Understanding where yield comes from helps you ask better questions. If the product is described as lending-driven, consider who borrows, under what collateral rules, and what happens in a liquidation cascade. If it is staking, understand lock periods, unstaking delays, and whether rewards are paid in the same token you stake or in another asset. If yield is paid in a new project token, the effective return depends on that token’s price path as much as on the nominal rate. Impermanent loss and rebase mechanics matter for some DeFi-style exposures even when accessed through a CeFi wrapper. None of this is meant to discourage participation; it is meant to replace vague “free money” thinking with a habit of matching each product to an explicit risk budget.
Regulatory and operational context also matters. Centralized platforms hold customer assets under their custody and operational policies; your recourse and insurance-like protections differ from self-custody. Counterparty risk—the risk that the platform or a partner fails, is hacked, or pauses withdrawals—is real and distinct from blockchain consensus risk. Diversifying across products without diversifying across counterparties can leave you exposed to a single point of failure. Conversely, spreading smaller allocations across different yield types (short-term flexible, longer-term fixed, staking of assets you already intend to hold) can align liquidity needs with return objectives.
Finally, tax and reporting treatment of yield varies by jurisdiction and may classify receipts as interest, ordinary income, or something else. Accurate records of subscription dates, reward accrual, and disposal matter as much as for trading. As you progress through this track, you will map specific XT Earn products to these conceptual buckets so that when rates change or a promotion ends, you can interpret the shift instead of reacting emotionally.
As you compare products, separate cash-flow yield (the rate at which rewards accrue) from mark-to-market wealth (the value of your principal and rewards in your unit of account). Two subscriptions can show identical APY while producing very different ending wealth if one pays rewards in a token that depreciates sharply against your liabilities. XT Earn interfaces often emphasize annualized rates; your job is to ask what asset denominates those rewards, whether compounding is automatic, and how you would behave if that rate halved next week.
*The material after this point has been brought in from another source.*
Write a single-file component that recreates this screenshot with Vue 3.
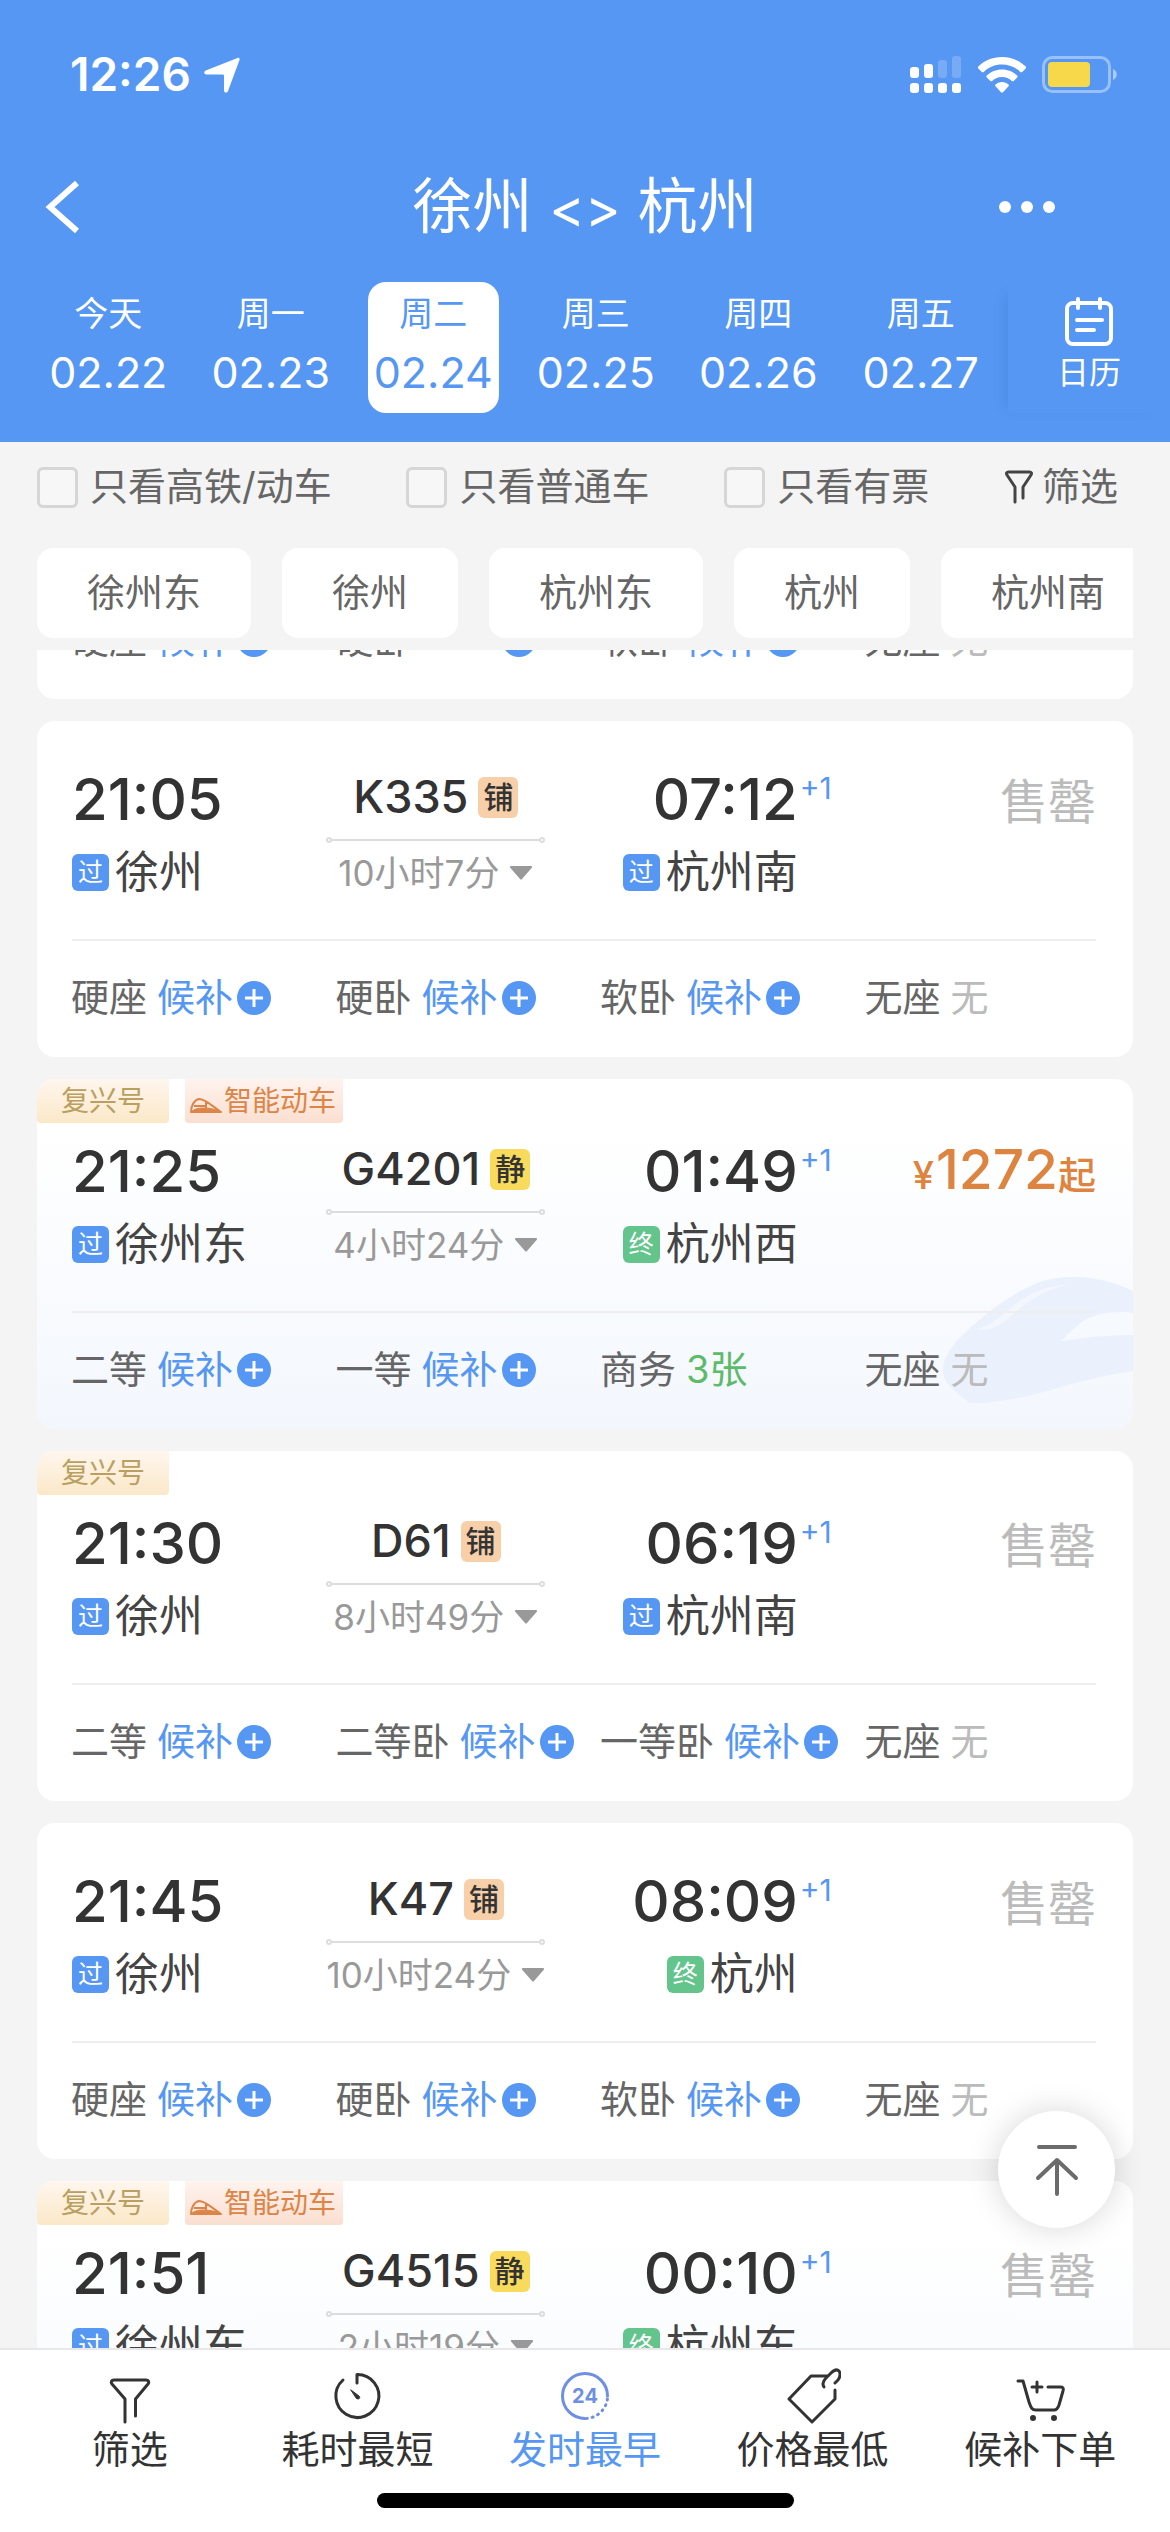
<script setup>
    import { ref, onMounted } from 'vue'

    const dates = [
        { week: '今天', day: '02.22' },
        { week: '周一', day: '02.23' },
        { week: '周二', day: '02.24' },
        { week: '周三', day: '02.25' },
        { week: '周四', day: '02.26' },
        { week: '周五', day: '02.27' },
    ]
    const activeDay = ref('02.24')

    const filters = ref([
        { id: 'gaotie', label: '只看高铁/动车', checked: false },
        { id: 'putong', label: '只看普通车', checked: false },
        { id: 'youpiao', label: '只看有票', checked: false },
    ])

    const stations = ['徐州东', '徐州', '杭州东', '杭州', '杭州南']

    const wait = (name) => ({ name, type: 'wait', text: '候补' })
    const none = { name: '无座', type: 'none', text: '无' }

    const trains = [
        {
            seats: [wait('硬座'), { name: '硬卧', type: 'wait', text: '' }, wait('软卧'), none],
        },
        {
            code: 'K335', mark: '铺', start: '21:05', end: '07:12', time: '10小时7分',
            from: '徐州', to: '杭州南', toMark: '过',
            seats: [wait('硬座'), wait('硬卧'), wait('软卧'), none],
        },
        {
            code: 'G4201', mark: '静', start: '21:25', end: '01:49', time: '4小时24分',
            from: '徐州东', to: '杭州西', toMark: '终', fuxing: true, smart: true, price: 1272,
            seats: [wait('二等'), wait('一等'), { name: '商务', type: 'left', text: '3张' }, none],
        },
        {
            code: 'D61', mark: '铺', start: '21:30', end: '06:19', time: '8小时49分',
            from: '徐州', to: '杭州南', toMark: '过', fuxing: true,
            seats: [wait('二等'), wait('二等卧'), wait('一等卧'), none],
        },
        {
            code: 'K47', mark: '铺', start: '21:45', end: '08:09', time: '10小时24分',
            from: '徐州', to: '杭州', toMark: '终',
            seats: [wait('硬座'), wait('硬卧'), wait('软卧'), none],
        },
        {
            code: 'G4515', mark: '静', start: '21:51', end: '00:10', time: '2小时19分',
            from: '徐州东', to: '杭州东', toMark: '终', fuxing: true, smart: true,
            seats: [],
        },
    ]

    const sorts = [
        { id: 'filter', label: '筛选' },
        { id: 'short', label: '耗时最短' },
        { id: 'early', label: '发时最早' },
        { id: 'cheap', label: '价格最低' },
        { id: 'order', label: '候补下单' },
    ]
    const activeSort = ref('early')

    const list = ref(null)

    const toTop = () => {
        list.value.scrollTop = 0
    }

    // the list opens just above the 21:05 train
    onMounted(() => {
        list.value.scrollTop = 67
    })
</script>

<template>
    <div class="page">
        <header class="header">
            <div class="status-bar">
                <div class="clock">
                    <span>12:26</span>
                    <svg width="38" height="38" viewBox="0 0 38 38"><path d="M34.500 2c1.400-.6 2.500.5 2 1.900L25 35c-.9 2.300-4 1.900-4-.6V20c0-1-.5-1.500-1.500-1.500H3.500c-2.600 0-3-3-.7-4z" fill="#fff"/></svg>
                </div>
                <div class="signals">
                    <svg width="52" height="38" viewBox="0 0 52 38" fill="#fff">
                        <rect x="0" y="11" width="9" height="11" rx="3"/>
                        <rect x="14" y="8" width="9" height="14" rx="3"/>
                        <rect x="28" y="4" width="9" height="18" rx="3" opacity=".2"/>
                        <rect x="42" y="0" width="9" height="22" rx="3" opacity=".2"/>
                        <rect x="0" y="27" width="9" height="10" rx="3"/>
                        <rect x="14" y="27" width="9" height="10" rx="3"/>
                        <rect x="28" y="27" width="9" height="10" rx="3"/>
                        <rect x="42" y="27" width="9" height="10" rx="3"/>
                    </svg>
                    <svg width="50" height="38" viewBox="0 0 50 38" fill="#fff">
                        <path d="M25 1C15.500 1 7 4.800 1.300 10.500c-.6.600-.6 1.300 0 1.900l3.500 3.500c.6.600 1.300.6 1.900 0C11.500 11.300 18 8.600 25 8.600s13.500 2.700 18.300 7.300c.6.600 1.300.6 1.900 0l3.500-3.500c.6-.6.6-1.300 0-1.900C43 4.800 34.500 1 25 1z"/>
                        <path d="M25 13.500c-6 0-11.300 2.300-15.200 6-.6.600-.6 1.300 0 1.900l3.500 3.500c.6.600 1.300.6 1.900 0 2.600-2.400 6-3.800 9.800-3.800s7.200 1.400 9.800 3.800c.6.600 1.300.6 1.900 0l3.500-3.500c.6-.6.6-1.300 0-1.900-3.900-3.700-9.200-6-15.200-6z"/>
                        <path d="M25 26c-2.500 0-4.800.9-6.500 2.400-.6.500-.6 1.200 0 1.800l5.500 6c.6.600 1.400.6 2 0l5.500-6c.6-.6.600-1.300 0-1.800C29.800 26.900 27.500 26 25 26z"/>
                    </svg>
                    <svg width="76" height="38" viewBox="0 0 76 38">
                        <rect x="1.500" y="1.500" width="66" height="34" rx="9" fill="none" stroke="#fff" stroke-width="3" opacity=".4"/>
                        <rect x="6" y="6" width="42" height="25" rx="4" fill="#f7d84b"/>
                        <path d="M71 13c5 2 5 9 0 11z" fill="#fff" opacity=".5"/>
                    </svg>
                </div>
            </div>

            <div class="nav">
                <button class="nav-btn back" aria-label="返回">
                    <svg width="38" height="56" viewBox="0 0 38 56"><path d="M33 4L6 28l27 24" fill="none" stroke="#fff" stroke-width="6"/></svg>
                </button>
                <h1 class="title">徐州 <span>&lt;&gt;</span> 杭州</h1>
                <button class="nav-btn more" aria-label="更多">
                    <svg width="58" height="14" viewBox="0 0 58 14" fill="#fff">
                        <circle cx="7" cy="7" r="6"/>
                        <circle cx="29" cy="7" r="6"/>
                        <circle cx="51" cy="7" r="6"/>
                    </svg>
                </button>
            </div>

            <div class="days">
                <div class="day-cell" v-for="d in dates" :key="d.day">
                    <button class="day" :class="{ active: activeDay === d.day }" @click="activeDay = d.day">
                        <span class="week">{{ d.week }}</span>
                        <span class="date">{{ d.day }}</span>
                    </button>
                </div>
                <button class="calendar">
                    <svg width="50" height="50" viewBox="0 0 50 50" fill="none" stroke="#fff" stroke-width="4" stroke-linecap="round">
                        <rect x="3" y="6" width="44" height="41" rx="6"/>
                        <path d="M14 2v9M36 2v9M13 23h25M13 33h17"/>
                    </svg>
                    <span>日历</span>
                </button>
            </div>
        </header>

        <div class="filters">
            <label class="check" v-for="f in filters" :key="f.id" :for="f.id">
                <input type="checkbox" :id="f.id" v-model="f.checked">
                {{ f.label }}
            </label>
            <button class="filter-btn">
                <svg width="30" height="34" viewBox="0 0 30 34" fill="none" stroke="#444" stroke-width="3" stroke-linecap="round" stroke-linejoin="round"><path d="M11 32V17L3 5c-1-1.500-.5-3 1.500-3h21c2 0 2.500 1.500 1.500 3l-8 12v11"/></svg>
                筛选
            </button>
        </div>

        <div class="stations">
            <button class="chip" v-for="s in stations" :key="s">{{ s }}</button>
        </div>

        <main class="list" ref="list">
            <article class="card" :class="{ smart: t.smart }" v-for="(t, i) in trains" :key="i">
                <svg v-if="t.smart" class="train-bg" width="192" height="128" viewBox="0 0 192 128">
                    <path d="M192 16C160 0 120-2 94 9 66 21 40 42 22 60 8 73 2 84 2 96c0 12 10 18 24 30 3 3 10 3 18 2 20-2 42-6 62-12 30-9 58-16 86-20z" fill="#eaf1fc"/>
                    <path d="M120 66c8-8 16-16 24-21 5-3 10-5 16-6 10-2 22-3 32-1v22c-24 0-48 2-72 6z" fill="#f6f9fe"/>
                    <path d="M36 54c10 3 22-2 34-13 18-16 34-26 58-32-30 3-46 13-62 27-10 9-20 16-30 18z" fill="#f3f7fd"/>
                </svg>
                <div class="tags" v-if="t.fuxing">
                    <span class="tag fuxing">复兴号</span>
                    <span class="tag zhineng" v-if="t.smart">
                        <svg width="32" height="18" viewBox="0 0 32 18" fill="none" stroke="#dc8548" stroke-width="2" stroke-linejoin="round">
                            <path d="M1 15c0-6 3-12 8-13 7 0 14 8 22 13zM4 9h12M16 5v6"/>
                            <path d="M1 15c3-3 7-4 12-4 7 0 12 1 18 4z" fill="#dc8548" stroke-width="1"/>
                        </svg>
                        智能动车
                    </span>
                </div>

                <div class="info" v-if="t.code">
                    <div class="depart">
                        <div class="hour">{{ t.start }}</div>
                        <div class="station"><i class="mark pass">过</i>{{ t.from }}</div>
                    </div>
                    <div class="middle">
                        <div class="code">
                            {{ t.code }}
                            <i class="kind" :class="{ quiet: t.mark === '静' }">{{ t.mark }}</i>
                        </div>
                        <div class="line"></div>
                        <button class="duration">
                            {{ t.time }}
                            <svg width="24" height="16" viewBox="0 0 24 16"><path d="M2 1h20c1 0 1.500 1 .8 1.800L13 14c-.6.700-1.400.7-2 0L1.200 2.800C.5 2 1 1 2 1z" fill="#999"/></svg>
                        </button>
                    </div>
                    <div class="arrive">
                        <div class="hour">{{ t.end }}<sup>+1</sup></div>
                        <div class="station">
                            <i class="mark" :class="t.toMark === '终' ? 'final' : 'pass'">{{ t.toMark }}</i>{{ t.to }}
                        </div>
                    </div>
                    <div class="price" v-if="t.price"><small>¥</small>{{ t.price }}<b>起</b></div>
                    <div class="sold" v-else>售罄</div>
                </div>

                <div class="seats">
                    <div class="seat" v-for="s in t.seats" :key="s.name">
                        <span>{{ s.name }}</span>
                        <button v-if="s.type === 'wait'" class="wait">
                            <span>{{ s.text }}</span>
                            <svg width="34" height="34" viewBox="0 0 34 34"><circle cx="17" cy="17" r="17" fill="#5597f2"/><path d="M8 17h18M17 8v18" stroke="#fff" stroke-width="3"/></svg>
                        </button>
                        <span v-else :class="s.type">{{ s.text }}</span>
                    </div>
                </div>
            </article>
        </main>

        <button class="to-top" aria-label="回到顶部" @click="toTop">
            <svg width="44" height="54" viewBox="0 0 44 54" fill="none" stroke="#6b6b6b" stroke-width="4" stroke-linecap="round" stroke-linejoin="round">
                <path d="M4 4h36M22 17v34M3 35l19-18 19 18"/>
            </svg>
        </button>

        <footer class="footer">
            <nav class="tabs">
                <button class="tab" v-for="s in sorts" :key="s.id" :class="{ active: activeSort === s.id }" @click="activeSort = s.id">
                    <svg width="56" height="56" viewBox="0 0 56 56" fill="none" stroke="#333" stroke-width="3" stroke-linecap="round" stroke-linejoin="round">
                        <template v-if="s.id === 'filter'">
                            <path d="M23 54V31L10 16c-1.500-2-.5-4 2-4h32c2.500 0 3.500 2 2 4L33.500 31v17"/>
                        </template>
                        <template v-else-if="s.id === 'short'">
                            <path d="M14 12A21.500 21.500 0 1 0 28 6.500V15"/>
                            <path d="M22 22l8 6c2 2-.5 4-2.500 2.500z" fill="#333" stroke-width="1"/>
                        </template>
                        <template v-else-if="s.id === 'early'">
                            <path d="M28 50.500A22.500 22.500 0 1 1 50.500 28" stroke="#6f8fe0"/>
                            <path d="M50.400 31A22.500 22.500 0 0 1 30 50.400" stroke="#6f8fe0" stroke-dasharray="1 5"/>
                            <text x="28" y="35" class="day-text">24</text>
                        </template>
                        <template v-else-if="s.id === 'cheap'">
                            <path d="M42 8H26L4 31l23 23 23-23v-9"/>
                            <path d="M39 19c-2-3-1-6 2-9l5-5c3-3 6-4 8-2 2 3 1 6-1 9l-3 3"/>
                        </template>
                        <template v-else>
                            <path d="M6 13h5l6 21c2 6 3 8 7 8h18c3 0 4-2 5-5l4-14c1-3 0-4-3-4H36M25 14v10M20 19h10"/>
                            <circle cx="21" cy="50" r="2" fill="#333" stroke-width="2"/>
                            <circle cx="42" cy="50" r="2" fill="#333" stroke-width="2"/>
                        </template>
                    </svg>
                    <span>{{ s.label }}</span>
                </button>
            </nav>
            <div class="home-bar"></div>
        </footer>
    </div>
</template>

<style>
    body {
        margin: 0;
        background-color: #f4f4f4;
    }
</style>

<style scoped>
    .page {
        position: relative;
        height: 100vh;
        display: flex;
        flex-direction: column;
        overflow: hidden;
        background-color: #f4f4f4;
        color: #333;
        font-family: Inter, "Noto Sans CJK SC", sans-serif;
        line-height: 1.2;
    }

    button {
        border: none;
        padding: 0;
        background: none;
        color: inherit;
        font: inherit;
        cursor: pointer;
    }

    svg {
        display: block;
        flex-shrink: 0;
    }

    i {
        font-style: normal;
    }

    .header {
        padding-bottom: 29px;
        background-color: #5597f2;
        color: #fff;
    }

    .status-bar {
        display: flex;
        justify-content: space-between;
        align-items: center;
        height: 64px;
        padding: 43px 52px 25px 70px;
    }

    .clock {
        display: flex;
        align-items: center;
        gap: 12px;
        font-size: 46px;
        font-weight: 600;
    }

    .signals {
        display: flex;
        gap: 15px;
    }

    .nav {
        display: grid;
        grid-template-columns: 1fr auto 1fr;
        align-items: center;
        height: 150px;
        padding: 0 44px;
    }

    .title {
        margin: 0;
        font-size: 60px;
        font-weight: 400;
        line-height: 80px;
    }

    .title span {
        font-size: 54px;
    }

    .more {
        justify-self: end;
        margin-right: 70px;
    }

    .days {
        display: flex;
        padding-left: 27px;
    }

    .day-cell {
        flex: 1;
        display: flex;
        justify-content: center;
    }

    .day {
        display: flex;
        flex-direction: column;
        align-items: center;
        width: 131px;
        padding: 6px 0 9px;
        border-radius: 18px;
    }

    .day.active {
        background-color: #fff;
        color: #5597f2;
    }

    .week {
        font-size: 34px;
        line-height: 52px;
    }

    .date {
        font-size: 43px;
        line-height: 64px;
    }

    .calendar {
        display: flex;
        flex-direction: column;
        align-items: center;
        width: 162px;
        margin-left: 6px;
        padding-top: 15px;
        box-shadow: -12px 4px 12px -10px rgba(40, 90, 180, 0.2);
    }

    .calendar span {
        font-size: 32px;
        line-height: 52px;
    }

    .filters {
        display: flex;
        justify-content: space-between;
        align-items: center;
        height: 90px;
        padding: 0 52px 0 37px;
        color: #666;
        font-size: 38px;
    }

    .check {
        display: flex;
        align-items: center;
        gap: 12px;
    }

    .check input {
        appearance: none;
        box-sizing: border-box;
        width: 41px;
        height: 41px;
        margin: 0;
        border: 3px solid #d6d6d6;
        border-radius: 6px;
        background-color: #f7f7f7;
    }

    .check input:checked {
        background-color: #5597f2;
    }

    .filter-btn {
        display: flex;
        align-items: center;
        gap: 8px;
    }

    .stations {
        display: flex;
        gap: 31px;
        margin: 16px 37px 12px;
        overflow: hidden;
    }

    .chip {
        flex-shrink: 0;
        height: 90px;
        padding: 0 50px;
        border-radius: 16px;
        background-color: #fff;
        color: #666;
        font-size: 38px;
    }

    .list {
        flex: 1;
        min-height: 0;
        display: flex;
        flex-direction: column;
        gap: 22px;
        padding: 0 37px;
        overflow-y: auto;
        scrollbar-width: none;
    }

    .card {
        position: relative;
        flex-shrink: 0;
        border-radius: 18px;
        background-color: #fff;
        overflow: hidden;
    }

    .card.smart {
        background: linear-gradient(#fff 15%, #f3f7fd);
    }

    .train-bg {
        position: absolute;
        right: 0;
        bottom: 26px;
    }

    .tags {
        display: flex;
        gap: 16px;
        height: 44px;
        margin-bottom: -30px;
    }

    .tag {
        display: flex;
        align-items: center;
        border-radius: 0 0 4px 4px;
        font-size: 28px;
        line-height: 42px;
    }

    .fuxing {
        padding: 0 24px;
        background: linear-gradient(#fff6ee, #fbe8c8);
        color: #b9a060;
    }

    .zhineng {
        gap: 2px;
        padding: 0 7px 0 5px;
        background: linear-gradient(#fff3ee, #fadfd0);
        color: #dc8548;
    }

    .zhineng svg {
        margin-top: 10px;
    }

    .info {
        position: relative;
        display: grid;
        grid-template-columns: 254fr 219fr 252fr 298fr;
        margin: 0 37px 0 35px;
        padding: 46px 0 42px;
        border-bottom: 2px solid #eee;
    }

    .hour {
        position: relative;
        font-size: 58px;
        font-weight: 500;
        line-height: 64px;
    }

    .hour sup {
        position: absolute;
        left: 100%;
        top: 0;
        padding-left: 2px;
        color: #5597f2;
        font-size: 30px;
        font-weight: 400;
        line-height: 42px;
    }

    .station {
        display: flex;
        align-items: center;
        gap: 6px;
        margin-top: 17px;
        color: #444;
        font-size: 44px;
        line-height: 48px;
    }

    .mark {
        width: 37px;
        border-radius: 6px;
        color: #fff;
        font-size: 25px;
        line-height: 37px;
        text-align: center;
    }

    .pass {
        background-color: #5597f2;
    }

    .final {
        background-color: #63c48c;
    }

    .middle {
        display: flex;
        flex-direction: column;
        align-items: center;
    }

    .code {
        display: flex;
        align-items: center;
        gap: 10px;
        font-size: 45px;
        font-weight: 500;
        line-height: 60px;
    }

    .kind {
        width: 40px;
        border-radius: 6px;
        background-color: #f7cfa8;
        font-size: 30px;
        line-height: 41px;
        text-align: center;
    }

    .kind.quiet {
        background-color: #f8da5c;
    }

    .line {
        position: relative;
        width: 100%;
        height: 2px;
        margin: 12px 0 8px;
        background-color: #ddd;
    }

    .line::before,
    .line::after {
        content: "";
        position: absolute;
        top: -2px;
        left: 0;
        width: 2px;
        height: 2px;
        border: 2px solid #ddd;
        border-radius: 50%;
        background-color: #fff;
    }

    .line::after {
        left: auto;
        right: 0;
    }

    .duration {
        display: flex;
        align-items: center;
        gap: 10px;
        color: #999;
        font-size: 35px;
        line-height: 48px;
        white-space: nowrap;
    }

    .arrive {
        display: flex;
        flex-direction: column;
        align-items: flex-end;
    }

    .sold {
        color: #bbb;
        font-size: 48px;
        line-height: 70px;
        text-align: right;
    }

    .price {
        color: #dd8440;
        font-size: 55px;
        font-weight: 500;
        line-height: 60px;
        text-align: right;
    }

    .price small {
        padding-right: 2px;
        font-size: 38px;
    }

    .price b {
        font-size: 38px;
        font-weight: 500;
    }

    .seats {
        position: relative;
        box-sizing: border-box;
        display: grid;
        grid-template-columns: repeat(4, 1fr);
        height: 116px;
        padding: 0 4px 2px 34px;
        color: #666;
        font-size: 38px;
    }

    .seat {
        display: flex;
        align-items: center;
        gap: 10px;
        white-space: nowrap;
    }

    .wait {
        display: flex;
        align-items: center;
        gap: 4px;
        color: #5597f2;
    }

    .wait span {
        min-width: 76px;
    }

    .none {
        color: #bbb;
    }

    .left {
        color: #5dbb6a;
    }

    .to-top {
        position: absolute;
        right: 55px;
        bottom: 304px;
        display: flex;
        justify-content: center;
        align-items: center;
        width: 117px;
        height: 117px;
        border-radius: 50%;
        background-color: #fff;
        box-shadow: 0 0 32px rgba(0, 0, 0, 0.16);
    }

    .footer {
        padding-bottom: 24px;
        border-top: 2px solid #e8e8ea;
        background-color: #fff;
    }

    .tabs {
        display: flex;
        padding: 18px 16px 0;
    }

    .tab {
        flex: 1;
        display: flex;
        flex-direction: column;
        align-items: center;
        font-size: 38px;
        line-height: 50px;
    }

    .tab.active {
        color: #5597f2;
    }

    .day-text {
        fill: #6f8fe0;
        stroke: none;
        font-size: 20px;
        font-weight: 700;
        text-anchor: middle;
    }

    .home-bar {
        width: 417px;
        height: 15px;
        margin: 19px auto 0;
        border-radius: 8px;
        background-color: #000;
    }
</style>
A written policy for reinvestment—back to stable value, back into the same coin, or to a different bucket—prevents improvised decisions after each payout.
Operational resilience also belongs in the same frame as yield math. During market-wide stress, some venues throttle redemptions or pause specific products while risk teams rebalance internal books. Diversifying only across product names on a single exchange is not the same as diversifying custodial exposure. If a meaningful share of your net worth sits in earn products, consider how you would access emergency liquidity if both flexible and fixed queues extended at once, and whether off-platform reserves are appropriate. Finally, keep a simple product map: for each subscription, record subscription date, expected maturity or unlock, reward asset, and the question you are trying to answer with that allocation (liquidity, carry, speculation). That discipline turns the Earn dashboard from a shopping mall into a portfolio you can explain to yourself six months later.
Observe on XT
Sign in to XT.com and open Earn (or Finance → Earn, depending on the current menu layout). Scan the landing page for categories such as flexible savings, fixed savings, staking, launchpool, on-chain earn, and structured products. Note how each tile or row displays estimated APY/APR, supported assets, minimum amounts, and redemption terms.
Pick one high-level product type and open its detail page. Read the FAQ or rules section for how rewards accrue, how often they pay, and whether rates are tiered by amount or tenure. Compare two different assets within the same product family (for example, USDT flexible versus a volatile coin flexible) and observe how the quoted yields and risk disclosures differ.
Practice
- Navigate to XT Earn from the main menu.
- List three distinct product families you see (for example, flexible, fixed, staking—not three individual coins).
- For one flexible product and one fixed or staking product, record the asset, quoted yield, minimum subscription, and redemption or lock rules.
- In your own words, write one sentence for each product answering: What activity or counterparty is likely generating the return?
- Check whether the page shows rate history, tier tables, or risk notices; note anything that would change your decision if rates dropped by half tomorrow.
Checkpoint
Q1: Why can two crypto “savings” products show very different APYs for what looks like the same underlying asset?
- A) APY is always fixed by law.
- B) Yield sources, borrower demand, promotions, lockup, and risk differ; quoted rates reflect current conditions and product structure.
- C) Higher APY always means the exchange pays from its own pocket with no risk.
- D) APY only applies to stocks, not crypto.
Correct: B. APYs are estimates tied to utilization, network rewards, marketing, and structural risk—not a uniform standard across products.
Q2: What is a key distinction between staking rewards and simple promotional token drops?
- A) Staking rewards never vary over time.
- B) Staking is typically tied to network validation or protocol participation; promos may be marketing or distribution programs with separate price risk.
- C) Promotional tokens cannot be sold.
- D) Staking does not require any tokens.
Correct: B. Staking aligns with chain or protocol economics; promo yields may be paid in new assets whose market value drives realized return.
Q3: Why is counterparty risk relevant even when blockchain networks themselves are functioning normally?
- A) Blockchains eliminate all financial risk.
- B) On a centralized platform, custody, operations, and credit intermediation still sit with the venue and its partners.
- C) Counterparty risk only exists for paper cash.
- D) Yield products are always non-custodial.
Correct: B. CeFi earn routes through the exchange’s infrastructure; operational and credit risks remain alongside market risk.